Die führenden Forschungseinrichtungen Berlins haben sich jedenfalls in einem Brandbrief an den Senat in dieser Woche deutlich darüber beklagt, dass ihnen durch die Arbeitsverweigerung im Bereich Tierschutz massiv Steine in den Weg gelegt würden, was den Regierenden Bürgermeister Michael Müller (SPD) nun zum persönlichen Eingreifen veranlasst hat.
Für die Grünen tut sich hier wie schon im Fall Homöopathie eine Glaubwürdigkeitslücke auf: Während man bei Klimaschutz und Biodiversitätskrise zu Recht darauf besteht, der Wissenschaft zu folgen, scheint diese bei Tierversuchen plötzlich eher lästig zu sein. Weshalb wichtige Forschungsfragen blockiert und der Wissenschaftsstandort Berlin geschwächt werden.

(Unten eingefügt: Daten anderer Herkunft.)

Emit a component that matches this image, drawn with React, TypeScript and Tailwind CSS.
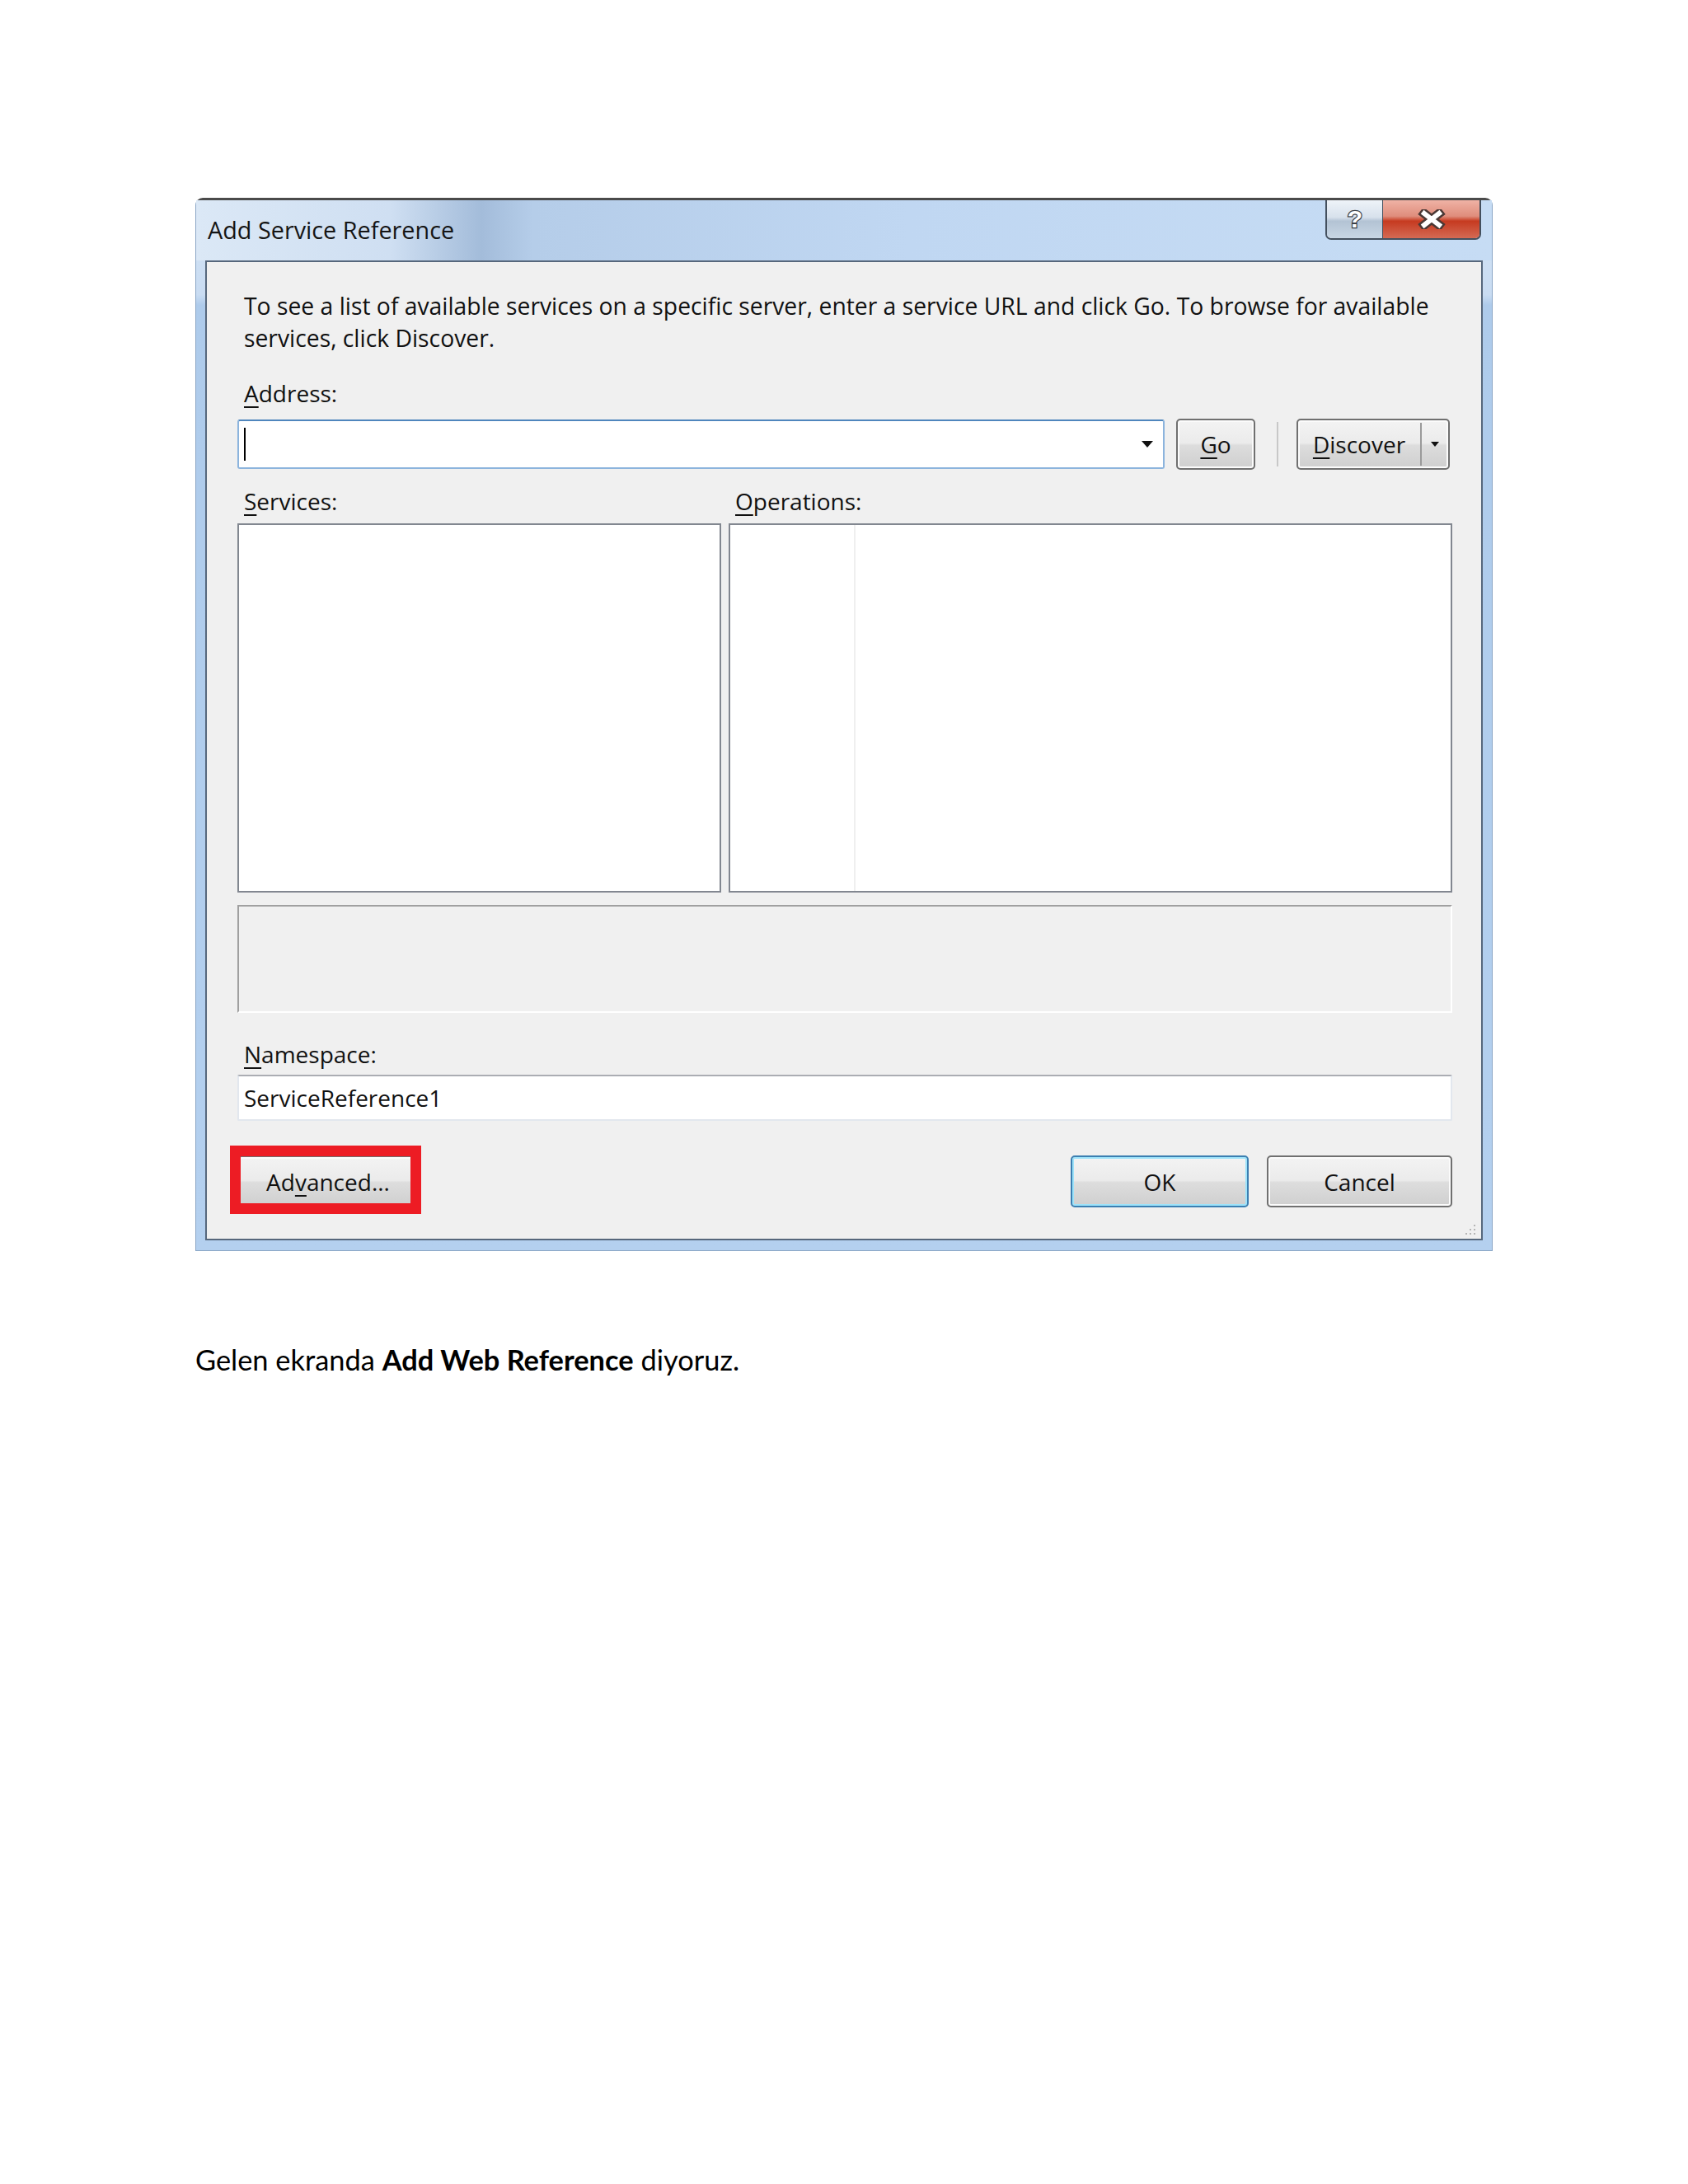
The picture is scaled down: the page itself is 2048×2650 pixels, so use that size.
import React from "react";

const ui = "font-['Open_Sans','Noto_Sans',sans-serif]";

const U = ({ children }: { children: React.ReactNode }) => (
  <span className="underline decoration-[2px] underline-offset-[5px]">{children}</span>
);

type BtnProps = {
  children: React.ReactNode;
  className?: string;
  primary?: boolean;
};

const Btn: React.FC<BtnProps> = ({ children, className = "", primary = false }) => (
  <div
    className={`flex items-center justify-center rounded-[5px] border-2 bg-[linear-gradient(to_bottom,#f3f3f3_0%,#ebebeb_48%,#dddddd_52%,#cfcfcf_100%)] text-[28px] text-[#111] ${
      primary
        ? "border-[#3c7fb1] shadow-[inset_0_0_0_2px_#9ee3fa]"
        : "border-[#707070] shadow-[inset_0_0_0_2px_#fbfbfb]"
    } ${className}`}
  >
    {children}
  </div>
);

const Arrow = ({ w = 14, h = 8 }: { w?: number; h?: number }) => (
  <svg width={w} height={h} viewBox={`0 0 ${w} ${h}`}>
    <path d={`M0 0H${w}L${w / 2} ${h}Z`} fill="#111" />
  </svg>
);

export default function App() {
  return (
    <div className="min-h-[2650px] w-[2048px] bg-white pl-[237px] pt-[240px]">
      {/* dialog */}
      <div
        className={`${ui} flex h-[1278px] w-[1574px] flex-col rounded-t-[9px] border-x border-b border-t-[3px] border-x-[#8aa6c6] border-b-[#8aa6c6] border-t-[#4a4a4a] bg-[linear-gradient(to_bottom,#d4e4f5_0%,#c9dcf2_9%,#aecbeb_10%,#b4d0ef_100%)]`}
      >
        {/* title bar */}
        <div className="flex h-[73px] items-start bg-[linear-gradient(to_right,#dbe8f6_0%,#cfdff2_15%,#a3bcda_22%,#b5cde9_26%,#c0d7f2_55%,#c6dcf4_100%)] pl-[14px] pr-[13px]">
          <div className="mt-[16px] text-[28.8px] leading-[40px] text-[#151515]">Add Service Reference</div>
          <div className="flex-1" />
          <div className="flex h-[48px] overflow-hidden rounded-b-[7px] border-2 border-t-0 border-[#44505e]">
            <div className="flex w-[68px] items-center justify-center border-r border-[#44505e] bg-[linear-gradient(to_bottom,#eef3f8_0%,#d7e1ec_45%,#b3c3d4_55%,#c8d6e4_100%)]">
              <svg width="24" height="32" viewBox="0 0 24 32">
                <text
                  x="12"
                  y="26"
                  textAnchor="middle"
                  fontSize="30"
                  fontWeight="bold"
                  fontFamily="Liberation Sans, sans-serif"
                  fill="#fff"
                  stroke="#3a3f46"
                  strokeWidth="2.5"
                  paintOrder="stroke"
                >
                  ?
                </text>
              </svg>
            </div>
            <div className="flex w-[117px] items-center justify-center bg-[linear-gradient(to_bottom,#efb2a5_0%,#df8d7c_42%,#c63a20_55%,#d46a54_100%)]">
              <svg width="34" height="24" viewBox="0 0 34 24">
                <path d="M8 5L26 19M26 5L8 19" stroke="#4a3835" strokeWidth="11" strokeLinecap="square" />
                <path d="M8 5L26 19M26 5L8 19" stroke="#fff" strokeWidth="6" strokeLinecap="square" />
              </svg>
            </div>
          </div>
        </div>

        {/* client area */}
        <div className="mx-[11px] mb-[12px] flex flex-1 flex-col border-2 border-[#56677c] bg-[#f0f0f0] pl-[37px] pr-[35px]">
          <div className="relative flex flex-1 flex-col">
            <div className="mt-[34px] whitespace-nowrap pl-[8px] text-[28.3px] leading-[39px] text-[#111]">
              To see a list of available services on a specific server, enter a service URL and click Go. To browse for available
              <br />
              services, click Discover.
            </div>

            <div className="mt-[28px] pl-[8px] text-[28px] leading-[38px] text-[#111]">
              <U>A</U>ddress:
            </div>
            <div className="mt-[12px] flex h-[62px] items-center">
              <div className="flex h-[60px] w-[1125px] items-center rounded-[3px] border-2 border-[#8cb4dd] border-t-[#4f86bd] bg-white pl-[6px] pr-[12px]">
                <div className="h-[40px] w-[2px] bg-black" />
                <div className="flex-1" />
                <Arrow />
              </div>
              <Btn className="ml-[14px] h-[62px] w-[96px]">
                <U>G</U>o
              </Btn>
              <div className="ml-[26px] h-[54px] w-[2px] bg-[#c8c8c8]" />
              <Btn className="ml-[22px] h-[62px] w-[186px] !justify-start">
                <div className="flex flex-1 justify-center">
                  <span>
                    <U>D</U>iscover
                  </span>
                </div>
                <div className="h-[52px] w-[2px] bg-[#9a9a9a]" />
                <div className="flex w-[32px] justify-center">
                  <Arrow w={10} h={6} />
                </div>
              </Btn>
            </div>

            <div className="mt-[19px] flex text-[28px] leading-[38px] text-[#111]">
              <div className="w-[596px] pl-[8px]">
                <U>S</U>ervices:
              </div>
              <div className="pl-[8px]">
                <U>O</U>perations:
              </div>
            </div>
            <div className="mt-[8px] flex h-[448px] gap-[9px]">
              <div className="w-[587px] border-2 border-[#828790] bg-white" />
              <div className="flex flex-1 border-2 border-[#828790] bg-white">
                <div className="w-[152px] border-r-2 border-[#efefef]" />
              </div>
            </div>

            <div className="mt-[15px] h-[131px] border-2 border-[#a0a0a0] border-b-white border-r-white bg-[#f0f0f0]" />

            <div className="mt-[31px] pl-[8px] text-[28px] leading-[38px] text-[#111]">
              <U>N</U>amespace:
            </div>
            <div className="mt-[6px] flex h-[56px] items-center rounded-[2px] border-2 border-[#e2e7ee] border-t-[#abadb3] bg-white pl-[6px] text-[28px] text-[#111]">
              ServiceReference1
            </div>

            <div className="mt-[42px] flex h-[63px] items-center">
              <div className="relative">
                <Btn className="h-[63px] w-[220px]">
                  Ad<U>v</U>anced...
                </Btn>
                <div className="pointer-events-none absolute -left-[9px] -top-[12px] h-[83px] w-[232px] border-[13px] border-[#ed1c24]" />
              </div>
              <div className="flex-1" />
              <Btn primary className="h-[63px] w-[216px]">
                OK
              </Btn>
              <Btn className="ml-[22px] h-[63px] w-[225px]">Cancel</Btn>
            </div>

            <svg className="absolute -right-[29px] bottom-[4px]" width="14" height="14" viewBox="0 0 14 14">
              <g fill="#b5b5b5">
                <rect x="11" y="1" width="2" height="2" />
                <rect x="6" y="6" width="2" height="2" />
                <rect x="11" y="6" width="2" height="2" />
                <rect x="1" y="11" width="2" height="2" />
                <rect x="6" y="11" width="2" height="2" />
                <rect x="11" y="11" width="2" height="2" />
              </g>
            </svg>
          </div>
        </div>
      </div>

      <p className="mt-[110px] font-['Lato','Open_Sans',sans-serif] text-[34.4px] leading-[43px] text-black">
        Gelen ekranda <b>Add Web Reference</b> diyoruz.
      </p>
    </div>
  );
}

Um aber mal die Relationen zu betrachten: Für jeden Berliner werden im Lauf seines Lebens vier Versuchstiere eingesetzt – inklusive den viel genutzten Zebrafischen. In derselben Zeit isst er durchschnittlich deutlich über 1.000 andere Tiere einfach auf. Ganz ohne jeden Kommissionsentscheid.